The scrutineering process is divided into two categories; static scrutineering, which includes testing of mechanical, electrical and energy storage systems, these include testing of signage, body and sizing, driver operations, lights and vision, battery and safety. The other category is dynamic scrutineering, which tests the speed and stability of the solar cars.
CSIR researcher Tshiamo Segakweng says: “The CSIR team was involved in scrutineering the safety of the solar cars including electrical and battery safety tests. Our team included experts in battery, robotics and solar energy and their expertise was essential during the testing process. The teams we encountered during this process were talented and had various backgrounds locally and internationally. Overall, the scrutineering process was fun and exciting because we had the opportunity to apply our knowledge and provided technical advice on safety requirements on different Solar Cars.”
Chief scrutineer Louis Smuts says: “The process was a great experience and a learning curve for everyone who was part of the scrutineering team. It was impressive to see what these teams can do by themselves, especially the new teams who will be competing for the first time in solar challenge. The cutting-edge technologies that they have developed shows how dedicated and passionate they are in their solar car projects. It’s great that they have all managed to do scrutineering and pass all the tests in each station.”
The 2022 Sasol Solar Challenge will incorporate special stages, which includes half and full blind stages, where information relating to the route will be withheld until the night before teams take on the road, forcing them to strategise last minute.

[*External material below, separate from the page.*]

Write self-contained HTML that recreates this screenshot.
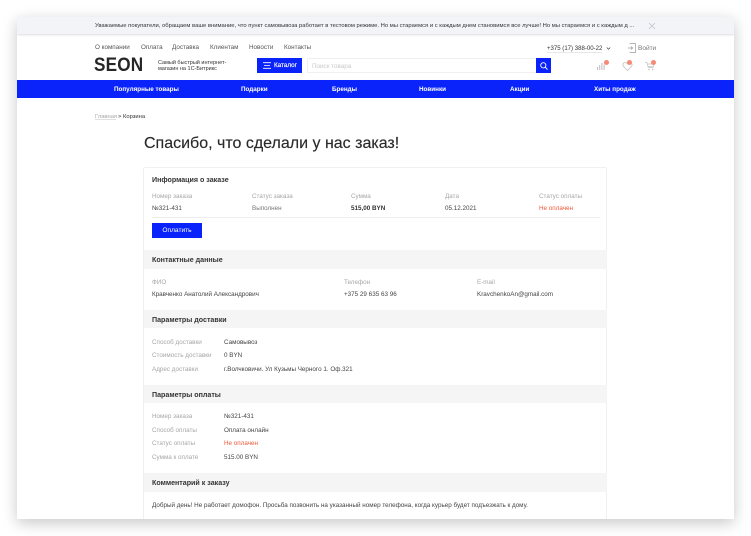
<!DOCTYPE html>
<html lang="ru"><head><meta charset="utf-8"><title>Заказ</title>
<style>
html,body{margin:0;padding:0;background:#fff;width:751px;height:536px;overflow:hidden}
body{font-family:"Liberation Sans",sans-serif;position:relative}
#w{position:absolute;left:17px;top:17px;width:717px;height:502px;background:#fff;box-shadow:0 4px 14px rgba(0,0,0,.22);overflow:hidden}
#c{position:absolute;left:-17px;top:-17px;width:751px;height:536px;filter:blur(.3px)}
.t{position:absolute;white-space:nowrap;line-height:10px;font-size:6.3px;color:#444}
.g{color:#a6a6a6}.d{color:#333}.r{color:#f0583a}
.b{font-weight:bold;color:#333;font-size:7.1px}
.n{color:#fff;font-weight:bold;font-size:6.3px}
.s{position:absolute;left:144px;width:463px;height:18px;background:#f5f5f5}
.l{position:absolute;background:#eee}
.dot{position:absolute;width:5px;height:5px;border-radius:50%;background:#f58a75}
svg{position:absolute;overflow:visible}
</style></head><body>
<div id="w"><div id="c">
<div style="position:absolute;left:17px;top:17px;width:717px;height:17px;background:#f2f4f8;box-shadow:0 1px 2px rgba(0,0,0,.14)"></div>
<div class="t d" style="left:95px;top:21px;font-size:5.85px;line-height:11px">Уважаемые покупатели, обращаем ваше внимание, что пункт самовывоза работает в тестовом режиме. Но мы стараемся и с каждым днем становимся все лучше! Но мы стараемся и с каждым д ...</div>
<svg style="left:649px;top:22.5px" width="6" height="6" viewBox="0 0 6 6"><path d="M0 0L6 6M6 0L0 6" stroke="#c0c4ca" stroke-width=".8"/></svg>

<div class="t" style="left:95px;top:42px;color:#555;line-height:11px">О компании</div>
<div class="t" style="left:141px;top:42px;color:#555;line-height:11px">Оплата</div>
<div class="t" style="left:172px;top:42px;color:#555;line-height:11px">Доставка</div>
<div class="t" style="left:210px;top:42px;color:#555;line-height:11px">Клиентам</div>
<div class="t" style="left:249px;top:42px;color:#555;line-height:11px">Новости</div>
<div class="t" style="left:284px;top:42px;color:#555;line-height:11px">Контакты</div>
<div class="t" style="left:547px;top:44px;font-size:6.05px;color:#333">+375 (17) 388-00-22</div>
<div class="l" style="left:547px;top:52px;width:55px;height:1px;background:#e8e8e8"></div>
<svg style="left:606px;top:46.5px" width="5" height="3" viewBox="0 0 6 4"><path d="M.7.7L3 3l2.300-2.300" fill="none" stroke="#444" stroke-width=".9"/></svg>
<svg style="left:628px;top:43px" width="9" height="10" viewBox="0 0 9 10"><path d="M1.500 0.500H7.500V9.500H1.500M0 5H4.500M3 3.500L4.700 5 3 6.500" fill="none" stroke="#9a9a9a" stroke-width=".7"/></svg>
<div class="t" style="left:638px;top:44px;font-size:6.5px;color:#777">Войти</div>

<div class="t" style="left:94px;top:54px;font-size:19.5px;line-height:22px;font-weight:bold;color:#262626;letter-spacing:.2px;transform:scaleX(.88);transform-origin:0 0">SEON</div>
<div class="t d" style="left:158px;top:59.5px;line-height:6px;font-size:5.5px;white-space:normal;width:80px">Самый быстрый интернет-<br>магазин на 1С-Битрикс</div>
<div style="position:absolute;left:257px;top:58px;width:45px;height:15px;background:#0a23fb"></div>
<svg style="left:263px;top:62px" width="8" height="7" viewBox="0 0 8 7"><path d="M0 .7H8M1 3.500H7M0 6.300H8" stroke="#fff" stroke-width=".8" fill="none"/></svg>
<div class="t n" style="left:274px;top:61px;font-weight:normal;-webkit-text-stroke:.15px #fff">Каталог</div>
<div style="position:absolute;left:307px;top:58px;width:229px;height:13px;border:1px solid #f0f0f0;background:#fff"></div>
<div class="t" style="left:312px;top:62px;color:#c8c8c8">Поиск товара</div>
<div style="position:absolute;left:536px;top:58px;width:15px;height:15px;background:#0a23fb"></div>
<svg style="left:540px;top:61.5px" width="8" height="8" viewBox="0 0 8 8"><circle cx="3.300" cy="3.300" r="2.600" fill="none" stroke="#fff" stroke-width=".9"/><path d="M5.200 5.200L7.500 7.500" stroke="#fff" stroke-width=".9"/></svg>

<svg style="left:597px;top:61px" width="10" height="9" viewBox="0 0 10 9"><path d="M.5 9V6M2.700 9V4M4.900 9V2M7.100 9V3.500" stroke="#c3c3c3" stroke-width="1.100" fill="none"/></svg>
<div class="dot" style="left:604px;top:60px"></div>
<svg style="left:622px;top:62px" width="11" height="9" viewBox="0 0 10 9"><path d="M5 8.500L1 4.500C-.5 2.500 1 .5 2.700.5 3.800.5 4.500 1.200 5 2 5.500 1.200 6.200.5 7.300.5 9 .5 10.500 2.500 9 4.500Z" fill="none" stroke="#c3c3c3" stroke-width=".8"/></svg>
<div class="dot" style="left:627px;top:60px"></div>
<svg style="left:645px;top:61.5px" width="10" height="9" viewBox="0 0 10 9"><path d="M0 .5H2L3.200 5.500H8.500M2.400 2H9L8.300 4.500H3" fill="none" stroke="#c3c3c3" stroke-width=".7"/><circle cx="4" cy="7.500" r=".8" fill="#c3c3c3"/><circle cx="7.700" cy="7.500" r=".8" fill="#c3c3c3"/></svg>
<div class="dot" style="left:651px;top:60px"></div>

<div style="position:absolute;left:17px;top:80px;width:717px;height:18px;background:#0a23fb"></div>
<div class="t n" style="left:114px;top:85px">Популярные товары</div>
<div class="t n" style="left:241px;top:85px">Подарки</div>
<div class="t n" style="left:332px;top:85px">Бренды</div>
<div class="t n" style="left:419px;top:85px">Новинки</div>
<div class="t n" style="left:510px;top:85px">Акции</div>
<div class="t n" style="left:594px;top:85px">Хиты продаж</div>

<div class="t g" style="left:95px;top:112px;font-size:5.8px">Главная</div>
<div class="l" style="left:95px;top:119px;width:21px;height:1px;background:#e0e0e0"></div>
<div class="t d" style="left:118px;top:112px;font-size:5.8px">&gt; Корзина</div>

<div class="t" style="left:144px;top:133px;font-size:16px;line-height:22px;color:#2a2a2a;-webkit-text-stroke:.15px #2a2a2a">Спасибо, что сделали у нас заказ!</div>

<div style="position:absolute;left:143px;top:167px;width:464px;height:360px;border:1px solid #f0f0f0;box-sizing:border-box;border-radius:2px"></div>

<div class="t b" style="left:152px;top:175px">Информация о заказе</div>
<div class="t g" style="left:152px;top:192px">Номер заказа</div>
<div class="t g" style="left:252px;top:192px">Статус заказа</div>
<div class="t g" style="left:351px;top:192px">Сумма</div>
<div class="t g" style="left:445px;top:192px">Дата</div>
<div class="t g" style="left:539px;top:192px">Статус оплаты</div>
<div class="t" style="left:152px;top:204px">№321-431</div>
<div class="t" style="left:252px;top:204px;color:#777">Выполнен</div>
<div class="t" style="left:351px;top:204px;font-weight:bold;color:#333">515,00 BYN</div>
<div class="t" style="left:445px;top:204px">05.12.2021</div>
<div class="t r" style="left:539px;top:204px">Не оплачен</div>
<div class="l" style="left:152px;top:217px;width:448px;height:1px"></div>
<div style="position:absolute;left:152px;top:223px;width:50px;height:15px;background:#0a23fb;color:#fff;font-size:6.6px;line-height:15px;text-align:center">Оплатить</div>

<div class="s" style="top:250px;height:19px"></div>
<div class="t b" style="left:152px;top:255px">Контактные данные</div>
<div class="t g" style="left:152px;top:278px">ФИО</div>
<div class="t g" style="left:344px;top:278px">Телефон</div>
<div class="t g" style="left:477px;top:278px">E-mail</div>
<div class="t" style="left:152px;top:290px">Кравченко Анатолий Александрович</div>
<div class="t" style="left:344px;top:290px">+375 29 635 63 96</div>
<div class="t" style="left:477px;top:290px">KravchenkoAn@gmail.com</div>

<div class="s" style="top:310px"></div>
<div class="t b" style="left:152px;top:315px">Параметры доставки</div>
<div class="t g" style="left:152px;top:338px">Способ доставки</div>
<div class="t g" style="left:152px;top:351px">Стоимость доставки</div>
<div class="t g" style="left:152px;top:365px">Адрес доставки</div>
<div class="t" style="left:224px;top:338px">Самовывоз</div>
<div class="t" style="left:224px;top:351px">0 BYN</div>
<div class="t" style="left:224px;top:365px">г.Волчковичи. Ул Кузьмы Черного 1. Оф.321</div>

<div class="s" style="top:385px"></div>
<div class="t b" style="left:152px;top:390px">Параметры оплаты</div>
<div class="t g" style="left:152px;top:412px">Номер заказа</div>
<div class="t g" style="left:152px;top:426px">Способ оплаты</div>
<div class="t g" style="left:152px;top:439px">Статус оплаты</div>
<div class="t g" style="left:152px;top:453px">Сумма к оплате</div>
<div class="t" style="left:224px;top:412px">№321-431</div>
<div class="t" style="left:224px;top:426px">Оплата онлайн</div>
<div class="t r" style="left:224px;top:439px">Не оплачен</div>
<div class="t" style="left:224px;top:453px">515.00 BYN</div>

<div class="s" style="top:473px;height:19px"></div>
<div class="t b" style="left:152px;top:478px">Комментарий к заказу</div>
<div class="t" style="left:152px;top:501px">Добрый день! Не работает домофон. Просьба позвонить на указанный номер телефона, когда курьер будет подъезжать к дому.</div>
</div></div>
</body></html>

The 2022 route from Johannesburg to Cape Town will include five provinces and 18 towns. Communities in these provinces will witness solar-powered cars moving through their streets on the eight-day long challenge for the first time in almost four years. The challenge has a new route with new towns, roads, and communities, to increase the impact which the event has on the communities which it passes through. New towns include Brakpan, Trompsburg, Willowmore, Kirkwood, Jeffreys Bay, Riversdale and Caledon.